◆ **PROBLEM TO SOLVE**
Could you copy every line from the material below in which "index" appears?

== DATA LINES ==

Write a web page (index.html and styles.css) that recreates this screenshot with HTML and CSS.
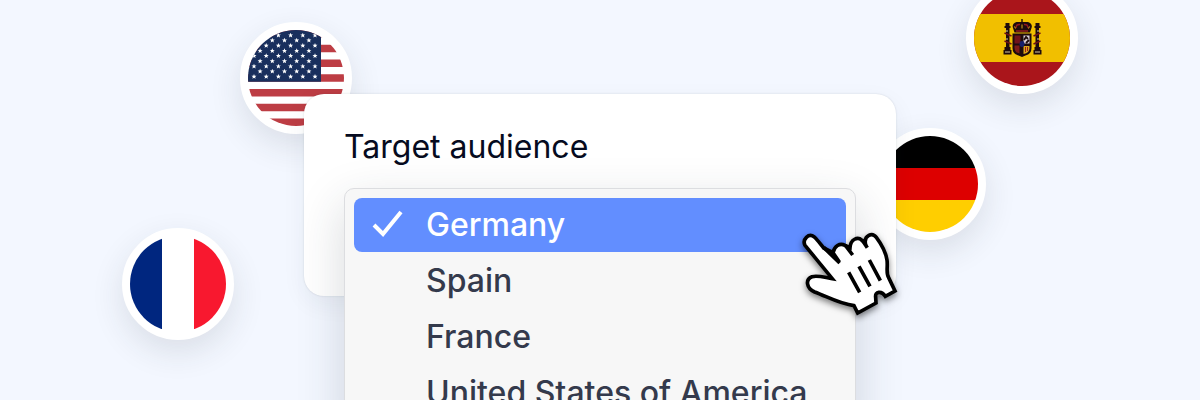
FILE: index.html
```
<!DOCTYPE html>
<html lang="en">
	<head>
		<meta charset="utf-8">
		<meta name="viewport" content="width=device-width, initial-scale=1.0">
		<title>Target audience</title>
		<link rel="stylesheet" href="styles.css">
	</head>
	<body>
		<main class="stage">
			<svg class="flag flag-us" viewBox="0 0 96 96" role="img" aria-label="United States of America">
				<defs>
					<path id="star" fill="#fff" d="M0-2.500 .7-.8 2.500-.7 1.100 .4 1.600 2.200 0 1.200-1.600 2.200-1.100 .4-2.500-.7-.7-.8Z"/>
					<g id="star-row">
						<use href="#star" x="6"/>
						<use href="#star" x="18.2"/>
						<use href="#star" x="30.4"/>
						<use href="#star" x="42.600"/>
						<use href="#star" x="54.800"/>
						<use href="#star" x="67"/>
					</g>
					<g id="star-row-short">
						<use href="#star" x="12.100"/>
						<use href="#star" x="24.300"/>
						<use href="#star" x="36.500"/>
						<use href="#star" x="48.700"/>
						<use href="#star" x="60.900"/>
					</g>
				</defs>
				<path fill="#fff" d="M0 0h96v96H0z"/>
				<path stroke="#bd3d44" stroke-width="7.4" d="M0 3.7h96M0 18.5h96M0 33.2h96M0 48h96M0 62.8h96M0 77.5h96M0 92.3h96"/>
				<path fill="#192f5d" d="M0 0h73v51.7H0z"/>
				<use href="#star-row" y="5.200"/>
				<use href="#star-row-short" y="10.300"/>
				<use href="#star-row" y="15.500"/>
				<use href="#star-row-short" y="20.700"/>
				<use href="#star-row" y="25.800"/>
				<use href="#star-row-short" y="31"/>
				<use href="#star-row" y="36.200"/>
				<use href="#star-row-short" y="41.300"/>
				<use href="#star-row" y="46.500"/>
			</svg>
			<svg class="flag flag-es" viewBox="0 0 96 96" role="img" aria-label="Spain">
				<path fill="#aa151b" d="M0 0h96v96H0z"/>
				<path fill="#f1bf00" d="M0 24h96v48H0z"/>
				<!-- pillars -->
				<path fill="#1d0b0c" d="M31.500 33h4v3h-4zM30.500 36h6v2h-6zM32 38h3.500v21H32zM30.500 57h6v3h-6zM29.500 60h8v4.500h-8zM61.500 33h4v3h-4zM60.500 36h6v2h-6zM61.500 38H65v21h-3.500zM60.500 57h6v3h-6zM59.500 60h8v4.500h-8z"/>
				<path fill="none" stroke="#6d1216" stroke-width="1.6" d="M30.500 43l7 3M30.500 51l7 3M66.500 43l-7 3M66.500 51l-7 3"/>
				<path stroke="#d9c9a0" d="M33 40v2M33 48v2M64 40v2M64 48v2M31 62h5M61 62h5"/>
				<!-- crown -->
				<path fill="#1d0b0c" d="M47.300 29h1.400v3l5.300 0q5 2 3.500 6l-1.500 4.500H40.500L39 38q-1.500-4 3.500-6l4.800 0z"/>
				<path fill="none" stroke="#8e1a1e" stroke-width="1.500" d="M42 38q0-4 4-3.500M54 38q0-4-4-3.500M42 41h12"/>
				<path fill="none" stroke="#d8a818" d="M40.500 36.500l1 2M55.500 36.500l-1 2M48 34.500v4"/>
				<!-- shield -->
				<path fill="#1d0b0c" d="M38.500 43.500h19V58q0 6-6 7.500L48 67l-3.500-1.500q-6-1.500-6-7.500z"/>
				<path fill="#6e121a" d="M40.500 45.500h6v8h-6z"/>
				<path fill="#d8cfda" d="M49.500 45.500h6v8h-6z"/>
				<path fill="none" stroke="#1d0b0c" stroke-width="1.800" d="M50 50l2-3 2 2M52 53l3-3"/>
				<path fill="#7c1a18" d="M40.500 55.500h5v8q-5-1-5-6z"/>
				<path fill="#dca51b" d="M49.500 56h6v2q0 5-6 6z"/>
				<path fill="none" stroke="#9a1f1d" d="M51.500 57v5M53.500 57v4"/>
				<ellipse cx="48" cy="54" rx="2.500" ry="3" fill="#17206b"/>
			</svg>
			<svg class="flag flag-de" viewBox="0 0 96 96" role="img" aria-label="Germany">
				<path d="M0 0h96v32H0z"/>
				<path fill="#d00" d="M0 32h96v32H0z"/>
				<path fill="#ffce00" d="M0 64h96v32H0z"/>
			</svg>
			<svg class="flag flag-fr" viewBox="0 0 96 96" role="img" aria-label="France">
				<path fill="#00267f" d="M0 0h32v96H0z"/>
				<path fill="#fff" d="M32 0h32v96H32z"/>
				<path fill="#f8182f" d="M64 0h32v96H64z"/>
			</svg>

			<form class="card">
				<label class="title" for="audience">Target audience</label>
				<div class="field">
					<select class="menu" id="audience" name="audience" size="4">
						<option selected>Germany</option>
						<option>Spain</option>
						<option>France</option>
						<option>United States of America</option>
					</select>
					<svg class="check" viewBox="0 0 32 28" aria-hidden="true">
						<path d="M2 15l9 9L29 2"/>
					</svg>
					<svg class="hand" viewBox="0 0 360 330" aria-hidden="true">
						<path class="hand-shape" d="M45 76C36 58 56 38 73 51C83 60 92 73 101 84L129 98C133 78 149 68 165 76Q171 79 180 83C182 57 203 49 216 61L226 69C223 47 246 35 259 52Q286 88 291 120C294 142 287 158 296 173L315 213L286 229C275 211 254 214 257 232L258 249L203 279L192 257C150 252 112 230 74 216C49 205 45 178 66 170C84 165 106 173 127 176Z"/>
						<path class="hand-lines" d="M101 82L149 129M129 98L148 126M165 75L188 105M216 59L232 83M176 157L209 217M207 139L240 199M238 120L271 182"/>
					</svg>
				</div>
			</form>
		</main>
	</body>
</html>
```
FILE: styles.css
```
body {
	margin: 0;
	background: #f3f7ff;
	font-family: Inter, sans-serif;
	font-size: 32px;
	line-height: 40px;
}

.stage {
	position: relative;
	display: flex;
	justify-content: center;
	align-items: flex-start;
	height: 100vh;
	padding-top: 94px;
	box-sizing: border-box;
	overflow: hidden;
}

/* flags float around the card */
.flag {
	position: absolute;
	width: 96px;
	height: 96px;
	border: 8px solid #fff;
	border-radius: 50%;
	background: #fff;
	box-shadow: 0 12px 32px rgba(40, 50, 60, 0.12);
}

.flag-us {
	top: 22px;
	left: calc(50% - 360px);
}

.flag-es {
	top: -18px;
	left: calc(50% + 366px);
}

.flag-de {
	top: 128px;
	left: calc(50% + 274px);
}

.flag-fr {
	top: 228px;
	left: calc(50% - 478px);
}

.card {
	position: relative;
	width: 100%;
	max-width: 592px;
	padding: 33px 40px 28px;
	box-sizing: border-box;
	border-radius: 20px;
	background: #fff;
	box-shadow: 0 0 2px rgba(40, 50, 60, 0.16), 0 8px 24px rgba(40, 50, 60, 0.06);
}

.title {
	display: block;
	margin-bottom: 21px;
	color: #060b20;
}

.field {
	position: relative;
	height: 80px;
}

/* the open list hangs out of the card */
.menu {
	position: absolute;
	top: 0;
	left: 0;
	width: 100%;
	height: 248px;
	padding: 9px;
	box-sizing: border-box;
	overflow: hidden;
	border: 1px solid #dcdde0;
	border-radius: 10px;
	outline: none;
	background: #f7f7f7;
	color: #343a4c;
	font: inherit;
	box-shadow: 0 16px 48px rgba(40, 50, 60, 0.18);
}

.menu option {
	height: 54px;
	margin-bottom: 2px;
	padding: 7px 0 7px 72px;
	box-sizing: border-box;
	border-radius: 8px;
	font-weight: 500;
}

.menu option:checked {
	background: linear-gradient(#628eff, #628eff);
	color: #fff;
	-webkit-text-fill-color: #fff;
}

.check {
	position: absolute;
	top: 22px;
	left: 28px;
	width: 32px;
	height: 28px;
	fill: none;
	stroke: #fff;
	stroke-width: 4;
	pointer-events: none;
}

.hand {
	position: absolute;
	top: 32px;
	right: -54px;
	width: 120px;
	height: 110px;
	fill: none;
	stroke: #000;
	stroke-width: 11;
	pointer-events: none;
	filter: drop-shadow(0 3px 3px rgba(0, 0, 0, 0.5));
}

.hand-shape {
	fill: #fff;
}
```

===

◆ **TASK OUTPUT**
Write a web page (index.html and styles.css) that recreates this screenshot with HTML and CSS.
FILE: index.html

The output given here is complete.